To better study the role of flow configuration on energy recovery during thermal tracer tests, few more experiments performed under different injection flow rates and pumping flow rates would be very useful. In Section 2.3, the surface of exchange was assumed to be higher in the case of the perfect dipole configuration due to the shape of the streamlines (Figure 3). It would be particularly interesting to better evaluate the roles of the surface of exchange and transit times on the observed contrast between breakthrough curves. The convergent and perfect dipole tracer tests were not achieved at the same pumping flow rate as the equipment limited the injection flow rate to 15 l/min. Therefore, the effects of transit time and exchange surface on thermal recovery cannot be distinguished from the results of those thermal tracer tests. Additional perfect dipole tests achieved with larger injection and pumping flow rates (90 l/min or 125 l/min) would have been particularly interesting to study these effects. Analytical and numerical simulations could be also very useful.

From these observations, some recommendations can be provided to help the implementation of thermal tracer tests.
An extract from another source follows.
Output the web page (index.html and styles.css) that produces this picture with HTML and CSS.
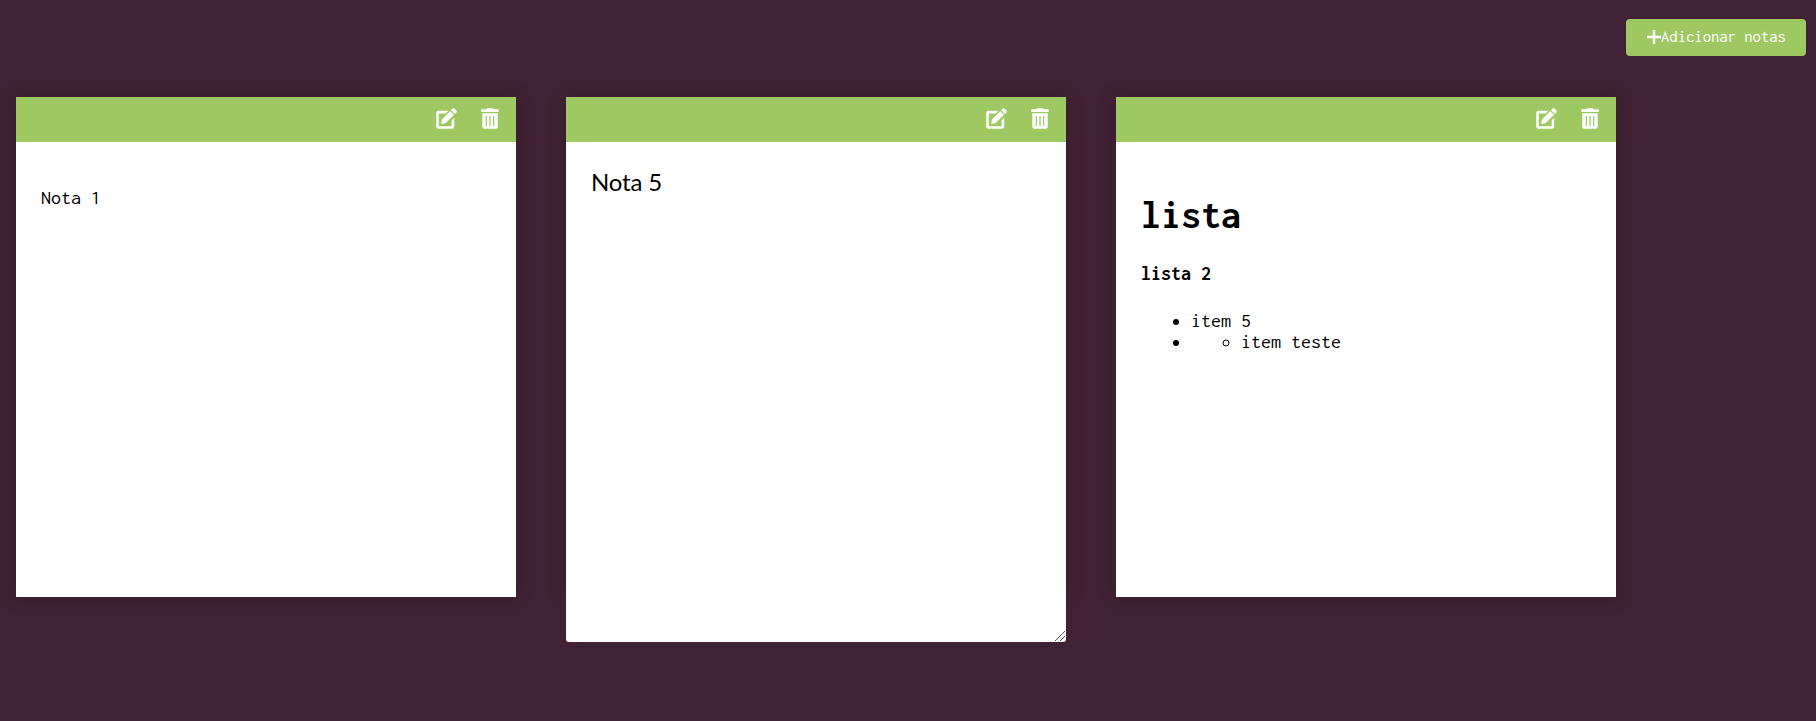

It is generally more appropriate to do thermal tracer tests in convergent configuration for studying thermal transport due to the lower thermal transit times which allow limited time of experiment and thermal recovery to be optimized. The important dilution of the temperature signal observed in this configuration may, however, decrease the amplitude of the signal below the detection limit of the used temperature sensor. When fracture permeability and geometry allow short transit time, especially when flow channeling occurs for example [5], the perfect dipole configuration may be ideal for studying thermal storage or extraction, as it may give more information about diffusive processes within the rock matrix and it limits temperature signal dilution. This configuration is also analogous to the one used in geothermal doublet and EGS and could be very useful for assessing the possibility of geothermal energy development.